Terraは日本の仮想通貨取引所では売買できないものの、海外FX業者では入金手段として採用しているところもかなり多いことから、USTの表記をご覧になった方も多いと思います。

そのTerra(LUNA)が先週突然暴落し、ほぼ無価値化状態に陥ったことから仮想通貨界隈では大変な影響がでており、米国を中心として利用者が大きな損害を食らうという状況に陥っています。

一体何が起きているのかまとめてみました。
そこにはステーブルコインという実に安定性のある名称にとてつもない誤解があることが浮かび上がって来ていることがわかります。

韓国発の米ドル連動ステーブルコイン

Terraは韓国中心に活動するブロックチェーン上で法定通貨、端的に言うと米ドルと価格が連動するステーブルコインを発行しているプロジェクトです。
2018年設立のためそれなりの時間が経過していますが、知名度が上がったのはごく最近でした。
米国では当たり前のように仮想通貨FXの業者間の資金移動にも使われるようになってきています。

TerraはLUNAというガバナンストークンを活用することで価格を安定させていることから、Terra(LUNA)という形でネットでは紹介されることが多いです。
そもそも米ドルと1対1で連動するように設計された仮想通貨を運用するのがそんなに難しいのかという基本的な疑問が生じると思いますが、この仕組みは供給する通貨分だけのドル通貨準備が必要とされるはずなのに、アルゴリズム型ステーブルコインという形で全額保有することなく実現させる、という点が大きな特徴であり反対に大変なウイークポイントになっています。

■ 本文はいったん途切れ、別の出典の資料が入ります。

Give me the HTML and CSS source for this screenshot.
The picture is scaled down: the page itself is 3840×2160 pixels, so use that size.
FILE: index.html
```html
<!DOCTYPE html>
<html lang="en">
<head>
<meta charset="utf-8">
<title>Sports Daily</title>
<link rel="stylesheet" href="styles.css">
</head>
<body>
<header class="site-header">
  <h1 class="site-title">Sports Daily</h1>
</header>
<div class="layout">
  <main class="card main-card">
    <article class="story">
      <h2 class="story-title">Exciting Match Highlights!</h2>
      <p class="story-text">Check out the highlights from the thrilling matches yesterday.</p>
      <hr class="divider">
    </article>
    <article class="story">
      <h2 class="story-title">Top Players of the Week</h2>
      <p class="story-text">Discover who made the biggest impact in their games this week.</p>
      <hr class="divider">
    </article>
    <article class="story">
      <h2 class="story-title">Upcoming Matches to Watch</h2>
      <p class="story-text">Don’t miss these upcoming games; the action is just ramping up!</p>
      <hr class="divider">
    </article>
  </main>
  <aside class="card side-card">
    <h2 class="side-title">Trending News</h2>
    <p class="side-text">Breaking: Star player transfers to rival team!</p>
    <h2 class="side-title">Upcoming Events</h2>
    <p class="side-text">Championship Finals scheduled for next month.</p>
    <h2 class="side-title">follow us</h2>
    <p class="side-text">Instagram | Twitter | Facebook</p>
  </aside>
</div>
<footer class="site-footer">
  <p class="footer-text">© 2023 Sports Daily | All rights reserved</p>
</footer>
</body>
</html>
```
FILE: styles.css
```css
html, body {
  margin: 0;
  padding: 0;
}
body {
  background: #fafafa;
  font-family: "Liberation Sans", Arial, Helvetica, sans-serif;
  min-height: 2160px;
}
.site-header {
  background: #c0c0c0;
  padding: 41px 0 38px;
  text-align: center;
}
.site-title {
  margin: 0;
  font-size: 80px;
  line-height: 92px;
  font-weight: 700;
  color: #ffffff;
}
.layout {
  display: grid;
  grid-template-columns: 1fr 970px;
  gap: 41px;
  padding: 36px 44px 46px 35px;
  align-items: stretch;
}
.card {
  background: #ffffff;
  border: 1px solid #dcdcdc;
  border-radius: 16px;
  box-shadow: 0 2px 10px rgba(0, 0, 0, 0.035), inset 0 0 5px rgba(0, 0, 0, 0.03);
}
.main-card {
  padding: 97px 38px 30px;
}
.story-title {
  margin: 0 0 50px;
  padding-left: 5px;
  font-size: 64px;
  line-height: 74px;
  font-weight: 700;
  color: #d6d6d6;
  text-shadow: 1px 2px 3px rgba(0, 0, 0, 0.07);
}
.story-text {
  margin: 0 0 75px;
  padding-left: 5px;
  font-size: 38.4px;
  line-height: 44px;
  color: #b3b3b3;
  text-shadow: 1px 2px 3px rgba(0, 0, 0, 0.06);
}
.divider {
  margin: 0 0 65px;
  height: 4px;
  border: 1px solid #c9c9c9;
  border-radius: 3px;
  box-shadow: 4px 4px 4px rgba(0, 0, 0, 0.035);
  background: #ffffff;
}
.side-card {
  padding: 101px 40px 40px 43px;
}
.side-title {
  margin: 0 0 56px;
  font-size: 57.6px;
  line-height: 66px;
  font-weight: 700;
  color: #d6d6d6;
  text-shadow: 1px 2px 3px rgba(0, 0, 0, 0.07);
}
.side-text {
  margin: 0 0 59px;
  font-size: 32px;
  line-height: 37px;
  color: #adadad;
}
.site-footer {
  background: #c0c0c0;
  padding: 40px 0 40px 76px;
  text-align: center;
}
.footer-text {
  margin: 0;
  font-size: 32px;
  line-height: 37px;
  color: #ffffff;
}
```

UST開発元のTerraform Labsは、独自の仮想通貨であるLUNAを発行して1ドル相当のLUNAを1USTと交換できる仕組みを構築し、常に1UST=1ドルに近づけるようにLUNAとUSTの発行枚数が調整されるようになっており、これがTerra(LUNA)と表記される大きな理由になりました。

ただこうしたステーブルコインは一見どこにも投資妙味がないように見えて、とんでもない利用者の売買が行われることにより破綻への道を辿ることになります。

TerraとLUNAを使ったアービトラージのような取引が破綻へのきっかけか

通常ステーブルコインは固定化した価格の仮想通貨のため、それを売買することで利益をあげるなどというのは思いつきませんが、USTのユーザーはどうもそうではないらしくとんでもないところに目をつけて差額で儲ける取引に多くのトレーダーが参戦してしまったことが、結果的にこの通貨を破綻に導く大問題となっていることがわかりました。

具体的には、USTの価格1ドルを割り込んだ途端に多くの個人投資家はUSTを購入し、その直後即座にLUNAと交換することで微々たる差益を確保することに奔走したようで、購入したLUNAは即時に売り浴びせたことからLUNAの価格も大きく下がりはじめるという不測の事態に追い込まれていきます。
ステーブルコインの場合、随時交換可能という保証のためには発行した金額に相当する資金を常に保有していることが本来必須の条件として求められますが、LUNAの仕組みは通貨準備ではなくアルゴリズムでそれを制御する形となっていたため、取引量がこのようなアービトラージ的なオペレーションで爆発的に増加することをまったく想定していなかったことが大きな問題につながっています。

今回のLUNAの場合、4月段階で400億ドルは利用者が出口に殺到する事態となったことから時価総額は5億ドルにまで減少し、さらに売りが加速されたことから下落幅は限りなく99%以上になり、言ってしまえば事実上無価値化に陥っています。

当然USTにも売りが殺到し、1対1の等価交換のはずのUSTは0.14ドルといった数字になり、こちらも無価値化は目前の状況になっています。

上のチャートのように円建てで見てもその価値はガタガタで、対ドルではもっと酷いことになりつつあります。
投入した資金が無価値化になったまでは民間が発行したステーブルコインなので仕方ありませんが、USTを利用して仮想通貨FXの取引をした向きは完全に証拠金不足に陥って、下手をすれば大量の追証を求められることになるため仕方ないでは済まされない状況に陥っているようです。

ステーブルコインという名称だから価値は常に1UST1ドルと思い込んでいた向きも、民間が運営する通貨ではそんなことは全く担保されていないことに今頃気づき、仮想通貨界隈では阿鼻叫喚の時間帯がまだまだ続きそうです。

この件でどのぐらいの追証が発生しているのかはよくわかっていませんが、ほかの金融商品を持っている個人投資家の場合、とにかく売れるものは何でも売ってその資金に充当しようとするため、株やここまでかなり利益がでたドル円のロングなども一斉に手仕舞いになっているのはよくわかる状況で、金融市場全体にどの位の影響がでることになるのかが気になるところです。

久々に仮想通貨界隈ですさまじい損失案件が出ましたが、周辺の仮想通貨にどれだけ飛び火するかも注目したい時間帯です。